I dislike it when the plot mainly progresses through things happening to the central couple instead of developing naturally between them. I felt like the two crucial plot points being driven by the actions of side characters kept Ash from growing. (The scene where his mental illness gets outed was properly upsetting. What an awful idea that people, let alone someone calling themselves your friend, sees you that way, gives you that little agency.) And so, when at the end they finally do decide to become an item, I didn't quite believe him even though he said all the right things. There was just a lot of character development I'd rather have seen on-page. A lot of hard moments that we all know are in the horizon, but that we never see the couple tackle together.
Those missing scenes were kind of why I read the book in the first place. I wanted to see someone actually living with their mental illness and fill their life with meaning again. What I got was yet another glittering tale of falling in love, but I wanted it to be so much more. It seemed to really get its characters and had all the ingredients to be more.
i liked this more than holy wild! she articulates trans girl sadness as well as anyone. her insistence that
to refuse joy is the braver act the only choice girls like us have left
loving a white man is to be a passenger in the wake of his wanting
I am what you made meevery day I tire of performance and apology
A Safe Girl to Love
I wear my body like the lakewears the shorerubbed at, worn away,eroded to a thin blue
we make peace with our exilesyour home in two placesmy body foreverin migration
An interesting novel though clearly written for a primarily hearing audience. Has a lot of elements that don't fully come together, a lot of drama that serves no purpose. At first I thought it was just one of those affairs where the author wanted to cram everything about life, death, and everything in between into one story - but it just keeps ramping up. A lot of the parts that are not about deafness and Deaf culture lack interest and nuance (the tired love triangles, the treatment of anarchism). The ending didn't land for me either. Overall a worthwhile read from a social perspective, but a clumsy novel.

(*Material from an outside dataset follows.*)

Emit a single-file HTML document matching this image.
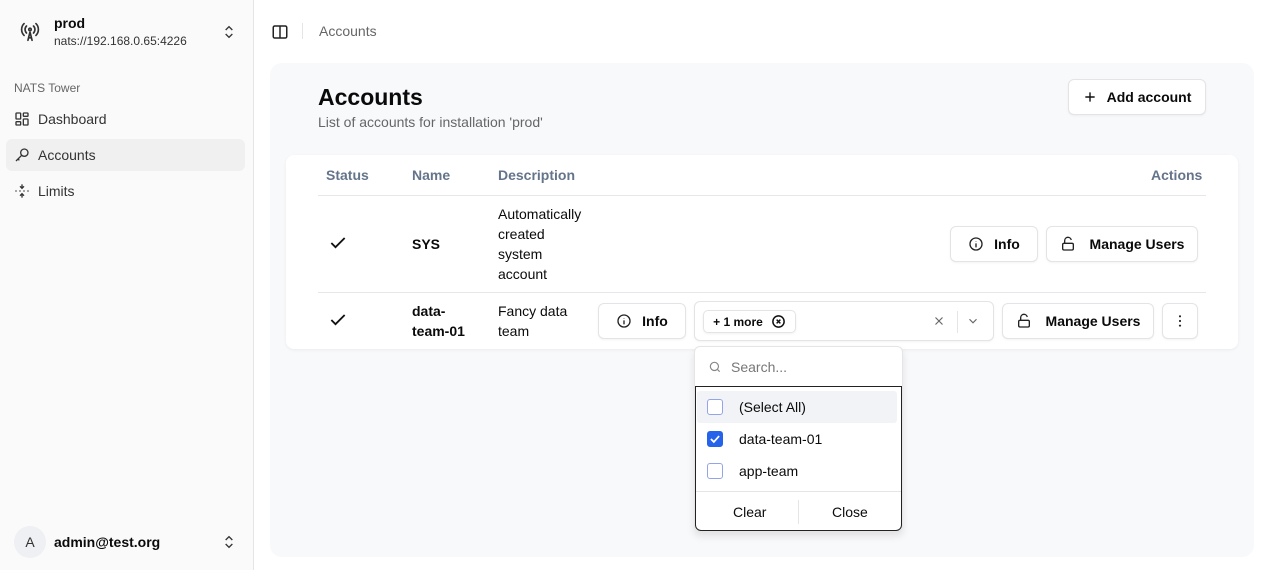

Endless action is exhausting, and this one doesn't have robust character work or even a tight plot to support it. Things just keep happening to this handful of thinly sketched out tropes in human form as they slog their way through all the expected set pieces of YA high fantasy* - tiny backwater village to the court and back again. Though the author paints them in ever tighter corners, they always find a magical way out. The romance is objectively fairly grim but more to the point, it unfortunately adds nothing to the story. I loved Spinning Silver, but this one was a disappointment to say the least, especially considering how much I enjoyed the beginning. If only it'd have dared to stay “boring”!
*It hurts to call this YA because it wasn't written to be that, and female authors so often get unfairly branded that way. However, it reminds me nothing so much as the hundred other times I read this same story and these same characters growing up.
I can't help myself with this one. Spectred Isle is significantly darker than is typical of Charles, though not in the sense that it's tense and plotty: that Charles has done many a time. No, I mean dark in the sense that the world is in tatters here, the revebrations of the Great War everywhere, everyone scarred by it and facing long odds. It's saved from being overwhelming by the central character being remarkably resilient and optimistic even traumatized, but the possibility of an inward collapse is definitely more present here than in most of the genre. I think I understand why Charles is stuck with this series, the world being what it is; these books require strong optimism to offset the setting, and the plot requires solutions to overwhelming global issues. Band Sinister this is not - which is exactly why I love it. It feels nice to read something that is both relatably bleak and still guaranteed to end happily.
What's odder still than the tone is that the romance, which is usually the heart and soul of a KJC book, is a relatively minor part of the book and... doesn't work. These men are together because they're repeatedly in the wrong place at the wrong time together. There's plausible attraction but the relationship itself feels sudden and hollow, and I'm afraid the novel would be stronger without the explicit scenes or perhaps the romantic plot altogether. The middle part where the romantic development is supposed to happen just drags.
Points for realism, both emotional and practical - here we finally have an SM club for normal people (of all abilities!!!), emotionally present and aware leads, and realistic D/s that takes real concerns into account. However, I found the prose incredibly pedestrian, and the bi/panphobia one of the leads experiences (and the other kind of feeds) just made me sad. It's very much of its time, which means that while there's a marked effort at what I call sidekick diversity, a lot of it is kind of insensitive - for example, the black man we never actually see is ribbed on for being into “white” nerdy things like Star Wars, the pansexual hero has to explain himself several times and defend himself from phobic assumptions (and seems to make being into trans people too the difference between bi and pan, which, as a bisexual person, kind of smarts). The leads also move really fast, which is realistic for many people, but left the demi me a bit... confused aha. I do wonder what I'd have made of this ten years ago.
The first half is almost awkwardly relatable for a book that's mainly sex, the other half devolves into easy, overly beneficent fantasy polyamory complete with insta-love and endless affirmations, the only tension being “when will they tell each other they're star-crossed lovers”. Still, there were a couple of delightful moments in the beginning and middle sections of the book, and a few lines of wisdom anyone contemplating love would be well advised to consider.
Instead of being successful at one thing, this book is half successful at two things: as an erotic romance and as a police procedural. The main character is slightly annoying (“is she being cooperative because she's a submissive”) and absolutely willingly dense for plot convenience by the end, but there's also a lot to appreciate here - much more than I remembered from my first read-through.
Read because I also read Asking for It by Lilah Pace earlier this year and heard this was a better exploration of the topic. In some sense this is true: both the characters are regular people who just happen to share a darkish kink. They negotiate and take responsibility for each other in a way I really did appreciate. Unfortunately I found the book repetitive and boring, and it also had a number of unquestioned ableist and fat phobic lines that, while very much a part of the times, made it unpleasant to read. (Unsurprisingly, she drinks to deal with her depression.) It's also somewhat gender essentialist and keeps repeating how very masculine the fighter hero is and how the heroine yearns to femininely take care of him.